## Written instruction:
Report only the number of lines that hold the word "TypeScript".

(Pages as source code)
━━━━━━━━

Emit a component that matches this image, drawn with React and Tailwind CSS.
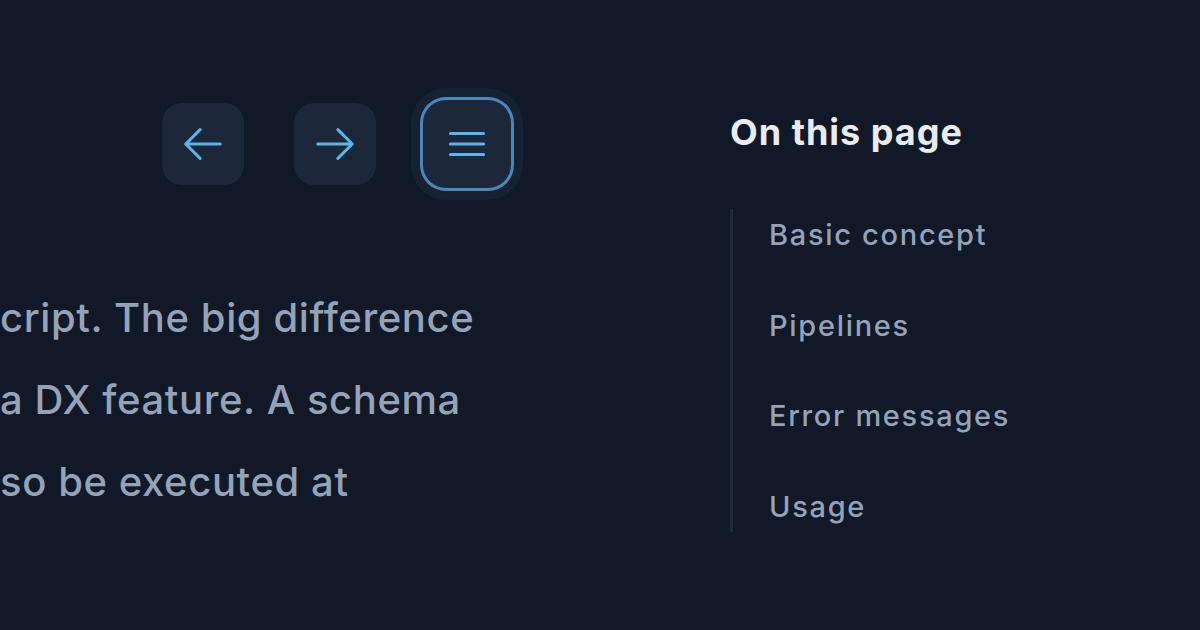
const arrowLeft = "M10.5 19.5 3 12l7.5-7.5M3 12h18";
const arrowRight = "M13.5 4.5 21 12l-7.5 7.5M21 12H3";
const bars = "M3.75 6.75h16.5M3.75 12h16.5m-16.5 5.25h16.5";

function Icon({ d, size = 46 }) {
  return (
    <svg
      width={size}
      height={size}
      viewBox="0 0 24 24"
      fill="none"
      stroke="currentColor"
      strokeWidth="1.6"
      strokeLinecap="round"
      strokeLinejoin="round"
    >
      <path d={d} />
    </svg>
  );
}

const toc = ["Basic concept", "Pipelines", "Error messages", "Usage"];

export default function App() {
  return (
    <div
      className="w-[1200px] h-[630px] bg-[#111827] flex overflow-hidden"
      style={{ fontFamily: "Inter, 'Open Sans', sans-serif" }}
    >
      <div className="w-[730px] shrink-0 pt-[103px]">
        <div className="flex items-center gap-[50px] pl-[162px] text-[#5cb3ee]">
          <button className="w-[82px] h-[82px] rounded-[20px] bg-[#1c2739] flex items-center justify-center">
            <Icon d={arrowLeft} />
          </button>
          <button className="w-[82px] h-[82px] rounded-[20px] bg-[#1c2739] flex items-center justify-center">
            <Icon d={arrowRight} />
          </button>
          <button className="w-[82px] h-[82px] rounded-[20px] bg-[#1c2739] flex items-center justify-center shadow-[0_0_0_3px_#1c2739,0_0_0_6px_#4b87bd,0_0_0_15px_#162132]">
            <Icon d={bars} size={48} />
          </button>
        </div>
        <div className="mt-[92px] text-[40px] leading-[82px] tracking-[0.6px] text-[#94a3b8] font-medium whitespace-nowrap">
          <div>cript. The big difference</div>
          <div>a DX feature. A schema</div>
          <div>so be executed at</div>
        </div>
      </div>

      <div className="pt-[112px]">
        <h3 className="text-[36px] leading-[40px] tracking-[1px] font-bold text-[#e8ebf0]">On this page</h3>
        <ul className="mt-[57px] border-l-[3px] border-[#1e293b] pl-[36px] pt-[6px] pb-[5px] flex flex-col gap-[50.5px]">
          {toc.map((item) => (
            <li key={item} className="text-[29px] leading-[40px] tracking-[1.7px] text-[#94a3b8] font-medium">
              {item}
            </li>
          ))}
        </ul>
      </div>
    </div>
  );
}
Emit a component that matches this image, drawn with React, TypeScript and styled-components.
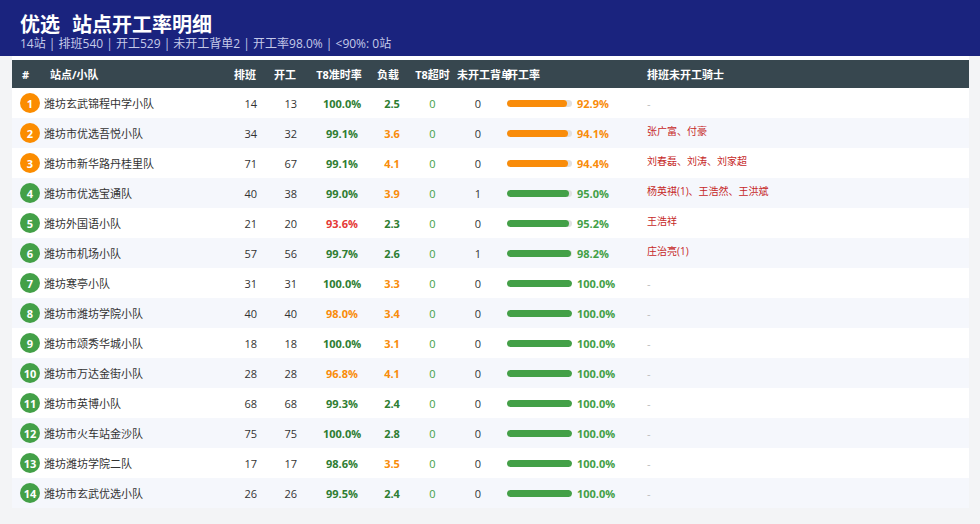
import React from "react";
import styled, { createGlobalStyle } from "styled-components";

const GlobalStyle = createGlobalStyle`
  body {
    margin: 0;
    background: #f3f4f6;
    font-family: "Open Sans", "Noto Sans CJK SC", sans-serif;
    color: #333;
  }
`;

const COLS = "30px 183px 34px 50px 66px 34px 47px 44px 140px 1fr";

const GREEN_DARK = "#2e7d32";
const GREEN = "#43a047";
const ORANGE = "#f98c0a";
const RED = "#e53935";

const Header = styled.header`
  height: 56px;
  box-sizing: border-box;
  padding: 15px 20px 0;
  background: #1a237e;
  color: #fff;
`;

const Title = styled.h1`
  margin: 0;
  font-size: 20px;
  line-height: 20px;
  font-weight: 700;
`;

const TitleTag = styled.span`
  margin-right: 12px;
`;

const Summary = styled.div`
  margin-top: 2px;
  font-size: 12px;
  line-height: 13px;
  color: #c5cae9;
`;

const Main = styled.main`
  padding: 0 11px 0 12px;
`;

const Card = styled.section`
  background: #fff;
  padding-top: 4px;
`;

const HeadRow = styled.div`
  display: grid;
  grid-template-columns: ${COLS};
  height: 28px;
  align-items: center;
  background: #37474f;
  color: #fff;
  font-size: 11px;
  font-weight: 700;
`;

const Row = styled.div<{ $alt: boolean }>`
  display: grid;
  grid-template-columns: ${COLS};
  height: 30px;
  align-items: center;
  background: ${({ $alt }) => ($alt ? "#f5f7fc" : "#fff")};
  font-size: 11px;
`;

const Cell = styled.div<{ $align?: string; $pl?: number; $pr?: number }>`
  text-align: ${({ $align }) => $align || "left"};
  padding-left: ${({ $pl }) => $pl || 0}px;
  padding-right: ${({ $pr }) => $pr || 0}px;
  white-space: nowrap;
  overflow: visible;
`;

const Value = styled(Cell)<{ $color?: string; $bold?: boolean }>`
  color: ${({ $color }) => $color || "#333"};
  font-weight: ${({ $bold }) => ($bold ? 700 : 400)};
`;

const Badge = styled.span<{ $top: boolean }>`
  display: flex;
  align-items: center;
  justify-content: center;
  width: 20px;
  height: 20px;
  margin-left: 8px;
  border-radius: 50%;
  background: ${({ $top }) => ($top ? "#fb8c00" : "#43a047")};
  color: #fff;
  font-size: 11px;
  font-weight: 700;
`;

const RateCell = styled.div`
  display: flex;
  align-items: center;
  padding-left: 7px;
`;

const Track = styled.div`
  width: 65px;
  height: 7px;
  border-radius: 4px;
  background: #e0e0e0;
  overflow: hidden;
`;

const Fill = styled.div<{ $color: string }>`
  height: 100%;
  border-radius: 4px;
  background: ${({ $color }) => $color};
`;

const RateText = styled.span<{ $color: string }>`
  margin-left: 5px;
  color: ${({ $color }) => $color};
  font-weight: 700;
  font-size: 11px;
`;

const Riders = styled.div<{ $empty: boolean }>`
  padding-left: 7px;
  padding-bottom: ${({ $empty }) => ($empty ? 0 : 5)}px;
  font-size: ${({ $empty }) => ($empty ? 11 : 10)}px;
  color: ${({ $empty }) => ($empty ? "#bbb" : "#c62828")};
  white-space: nowrap;
`;

interface Station {
  name: string;
  shifts: number;
  started: number;
  onTime: number;
  load: number;
  late: number;
  missing: number;
  rate: number;
  riders: string;
}

const stations: Station[] = [
  { name: "潍坊玄武锦程中学小队", shifts: 14, started: 13, onTime: 100.0, load: 2.5, late: 0, missing: 0, rate: 92.9, riders: "-" },
  { name: "潍坊市优选吾悦小队", shifts: 34, started: 32, onTime: 99.1, load: 3.6, late: 0, missing: 0, rate: 94.1, riders: "张广富、付豪" },
  { name: "潍坊市新华路丹桂里队", shifts: 71, started: 67, onTime: 99.1, load: 4.1, late: 0, missing: 0, rate: 94.4, riders: "刘春磊、刘涛、刘家超" },
  { name: "潍坊市优选宝通队", shifts: 40, started: 38, onTime: 99.0, load: 3.9, late: 0, missing: 1, rate: 95.0, riders: "杨英祺(1)、王浩然、王洪斌" },
  { name: "潍坊外国语小队", shifts: 21, started: 20, onTime: 93.6, load: 2.3, late: 0, missing: 0, rate: 95.2, riders: "王浩祥" },
  { name: "潍坊市机场小队", shifts: 57, started: 56, onTime: 99.7, load: 2.6, late: 0, missing: 1, rate: 98.2, riders: "庄治亮(1)" },
  { name: "潍坊寒亭小队", shifts: 31, started: 31, onTime: 100.0, load: 3.3, late: 0, missing: 0, rate: 100.0, riders: "-" },
  { name: "潍坊市潍坊学院小队", shifts: 40, started: 40, onTime: 98.0, load: 3.4, late: 0, missing: 0, rate: 100.0, riders: "-" },
  { name: "潍坊市颂秀华城小队", shifts: 18, started: 18, onTime: 100.0, load: 3.1, late: 0, missing: 0, rate: 100.0, riders: "-" },
  { name: "潍坊市万达金街小队", shifts: 28, started: 28, onTime: 96.8, load: 4.1, late: 0, missing: 0, rate: 100.0, riders: "-" },
  { name: "潍坊市英博小队", shifts: 68, started: 68, onTime: 99.3, load: 2.4, late: 0, missing: 0, rate: 100.0, riders: "-" },
  { name: "潍坊市火车站金沙队", shifts: 75, started: 75, onTime: 100.0, load: 2.8, late: 0, missing: 0, rate: 100.0, riders: "-" },
  { name: "潍坊潍坊学院二队", shifts: 17, started: 17, onTime: 98.6, load: 3.5, late: 0, missing: 0, rate: 100.0, riders: "-" },
  { name: "潍坊市玄武优选小队", shifts: 26, started: 26, onTime: 99.5, load: 2.4, late: 0, missing: 0, rate: 100.0, riders: "-" },
];

const onTimeColor = (v: number) => (v >= 98.5 ? GREEN_DARK : v >= 95 ? ORANGE : RED);
const loadColor = (v: number) => (v < 3 ? GREEN_DARK : ORANGE);
const rateColor = (v: number) => (v >= 95 ? GREEN : ORANGE);

const App = () => {
  return (
    <>
      <GlobalStyle />
      <Header>
        <Title>
          <TitleTag>优选</TitleTag>站点开工率明细
        </Title>
        <Summary>14站 | 排班540 | 开工529 | 未开工背单2 | 开工率98.0% | &lt;90%: 0站</Summary>
      </Header>
      <Main>
        <Card>
          <HeadRow>
            <Cell $pl={10}>#</Cell>
            <Cell $pl={8}>站点/小队</Cell>
            <Cell $align="right" $pr={3}>排班</Cell>
            <Cell $align="right" $pr={13}>开工</Cell>
            <Cell $align="center" $pr={6}>T8准时率</Cell>
            <Cell $align="center" $pr={8}>负载</Cell>
            <Cell $align="center">T8超时</Cell>
            <Cell $pl={1}>未开工背单</Cell>
            <Cell $pl={7}>开工率</Cell>
            <Cell $pl={7}>排班未开工骑士</Cell>
          </HeadRow>
          {stations.map((s, i) => (
            <Row key={s.name} $alt={i % 2 === 1}>
              <Badge $top={i < 3}>{i + 1}</Badge>
              <Cell $pl={2}>{s.name}</Cell>
              <Value $align="right" $pr={2}>{s.shifts}</Value>
              <Value $align="right" $pr={12}>{s.started}</Value>
              <Value $align="center" $color={onTimeColor(s.onTime)} $bold>
                {s.onTime.toFixed(1)}%
              </Value>
              <Value $align="center" $color={loadColor(s.load)} $bold>
                {s.load.toFixed(1)}
              </Value>
              <Value $align="center" $color={GREEN}>{s.late}</Value>
              <Value $align="center">{s.missing}</Value>
              <RateCell>
                <Track>
                  <Fill $color={rateColor(s.rate)} style={{ width: `${s.rate}%` }} />
                </Track>
                <RateText $color={rateColor(s.rate)}>{s.rate.toFixed(1)}%</RateText>
              </RateCell>
              <Riders $empty={s.riders === "-"}>{s.riders}</Riders>
            </Row>
          ))}
        </Card>
      </Main>
    </>
  );
};

export default App;
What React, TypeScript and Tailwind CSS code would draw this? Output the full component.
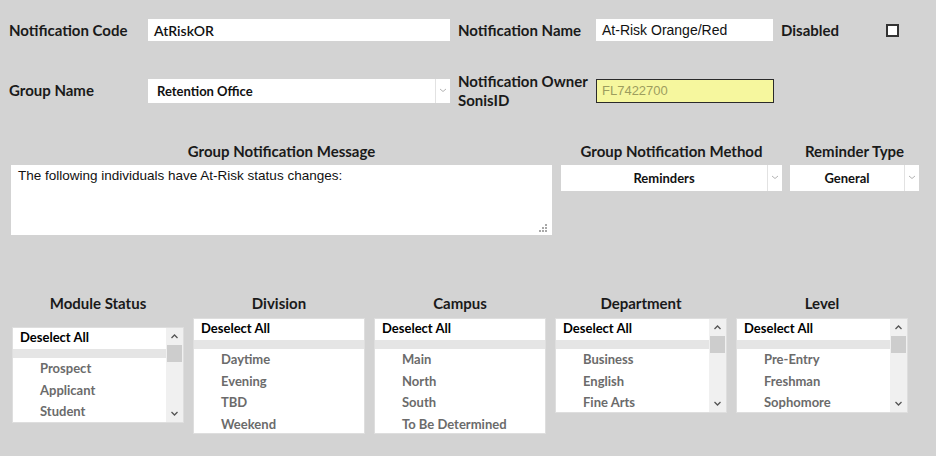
import React from 'react'

const label = "font-['Lato',sans-serif] font-bold text-[15px] text-[#1a1a1a]"

function Chevron() {
  return (
    <svg width="8" height="5" viewBox="0 0 8 5" className="block">
      <path d="M1 1l3 2.5L7 1" fill="none" stroke="#b4b4b4" strokeWidth="1" />
    </svg>
  )
}

function Select({ value, w, h, center }: { value: string; w: string; h: string; center?: boolean }) {
  return (
    <div className={`flex bg-white ${w} ${h}`}>
      <div className={`flex-1 flex items-center font-['Lato',sans-serif] font-bold text-[13px] text-[#111] pt-[2px] ${center ? 'justify-center' : 'pl-[9px]'}`}>
        {value}
      </div>
      <div className="w-[15px] border-l border-[#e2e2e2] flex items-center justify-center">
        <Chevron />
      </div>
    </div>
  )
}

function ScrollBar() {
  return (
    <div className="w-[17px] bg-[#f0f0f0] flex flex-col items-center">
      <svg width="9" height="17" viewBox="0 0 9 17" className="block shrink-0">
        <path d="M1.5 10l3-3 3 3" fill="none" stroke="#555" strokeWidth="1.3" />
      </svg>
      <div className="w-[15px] h-[17px] shrink-0 bg-[#cdcdcd]" />
      <div className="flex-1" />
      <svg width="9" height="17" viewBox="0 0 9 17" className="block shrink-0">
        <path d="M1.5 7l3 3 3-3" fill="none" stroke="#555" strokeWidth="1.3" />
      </svg>
    </div>
  )
}

function ListBox({ title, items, scroll, h, offset }: { title: string; items: string[]; scroll?: boolean; h: string; offset?: string }) {
  return (
    <div className="w-[172px] flex flex-col items-center">
      <div className={`${label} h-[18px] leading-[18px]`}>{title}</div>
      <div className={`w-full ${offset ?? 'mt-[6px]'} ${h} bg-white border border-[#dedede] flex overflow-hidden`}>
        <div className="flex-1 flex flex-col">
          <div className="h-[20px] shrink-0 pl-[7px] flex items-center font-['Lato',sans-serif] font-bold text-[13px] text-black">Deselect All</div>
          <div className="h-[9px] shrink-0 mt-[1px] bg-[#e5e5e5]" />
          <div className="pt-[1px] shrink-0">
            {items.map(it => (
              <div key={it} className="h-[21.4px] pl-[27px] flex items-center font-['Lato',sans-serif] font-bold text-[13px] text-[#6b6b6b]">{it}</div>
            ))}
          </div>
        </div>
        {scroll && <ScrollBar />}
      </div>
    </div>
  )
}

export default function App() {
  return (
    <div className="w-[936px] h-[456px] bg-[#d3d3d3] overflow-hidden">
      {/* row 1 */}
      <div className="flex items-center pt-[19px]">
        <div className={`${label} w-[148px] pl-[9px]`}>Notification Code</div>
        <div className="w-[302px] h-[22px] bg-white flex items-center pl-[6px] font-['Lato',sans-serif] font-semibold text-[14px] text-[#111]">AtRiskOR</div>
        <div className={`${label} w-[146px] pl-[8px]`}>Notification Name</div>
        <div className="w-[177px] h-[22px] bg-white flex items-center pl-[6px] font-['Liberation_Sans',Arial,sans-serif] text-[14px] text-[#111]">At-Risk Orange/Red</div>
        <div className={`${label} w-[113px] pl-[8px]`}>Disabled</div>
        <div className="w-[13px] h-[13px] border-2 border-[#333] bg-white" />
      </div>

      {/* row 2 */}
      <div className="flex items-center mt-[30px]">
        <div className={`${label} w-[148px] pl-[9px]`}>Group Name</div>
        <Select value="Retention Office" w="w-[302px]" h="h-[24px]" />
        <div className={`${label} w-[146px] pl-[8px] leading-[19px]`}>Notification Owner<br />SonisID</div>
        <div className="w-[178px] h-[24px] bg-[#f6f79e] border border-[#2a2a2a] flex items-center pl-[5px] font-['Liberation_Sans',Arial,sans-serif] text-[13px] text-[#9d9d5e]">FL7422700</div>
      </div>

      {/* row 3 */}
      <div className="flex mt-[32px] pl-[11px]">
        <div className="w-[541px] flex flex-col items-center">
          <div className={`${label} h-[18px] leading-[18px]`}>Group Notification Message</div>
          <div className="relative w-full h-[70px] mt-[5px] bg-white px-[7px] py-[1px]">
            <div className="font-['Liberation_Sans',Arial,sans-serif] text-[13.5px] text-[#111] leading-[19px]">The following individuals have At-Risk status changes:</div>
            <svg width="8" height="8" viewBox="0 0 8 8" className="absolute right-[5px] bottom-[3px]">
              <rect x="6" y="0" width="2" height="2" fill="#a8a8a8" />
              <rect x="3" y="3" width="2" height="2" fill="#a8a8a8" />
              <rect x="6" y="3" width="2" height="2" fill="#a8a8a8" />
              <rect x="0" y="6" width="2" height="2" fill="#a8a8a8" />
              <rect x="3" y="6" width="2" height="2" fill="#a8a8a8" />
              <rect x="6" y="6" width="2" height="2" fill="#a8a8a8" />
            </svg>
          </div>
        </div>
        <div className="ml-[9px] w-[221px] flex flex-col items-center">
          <div className={`${label} h-[18px] leading-[18px]`}>Group Notification Method</div>
          <div className="mt-[5px]"><Select value="Reminders" w="w-[221px]" h="h-[26px]" center /></div>
        </div>
        <div className="ml-[8px] w-[129px] flex flex-col items-center">
          <div className={`${label} h-[18px] leading-[18px]`}>Reminder Type</div>
          <div className="mt-[5px]"><Select value="General" w="w-[129px]" h="h-[26px]" center /></div>
        </div>
      </div>

      {/* row 4 */}
      <div className="flex items-start gap-[9px] mt-[59px] pl-[12px]">
        <ListBox title="Module Status" items={['Prospect', 'Applicant', 'Student']} scroll h="h-[96px]" offset="mt-[15px]" />
        <ListBox title="Division" items={['Daytime', 'Evening', 'TBD', 'Weekend']} h="h-[116px]" />
        <ListBox title="Campus" items={['Main', 'North', 'South', 'To Be Determined']} h="h-[116px]" />
        <ListBox title="Department" items={['Business', 'English', 'Fine Arts']} scroll h="h-[95px]" />
        <ListBox title="Level" items={['Pre-Entry', 'Freshman', 'Sophomore']} scroll h="h-[95px]" />
      </div>
    </div>
  )
}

━━━━━━━━

## Result for this task:
2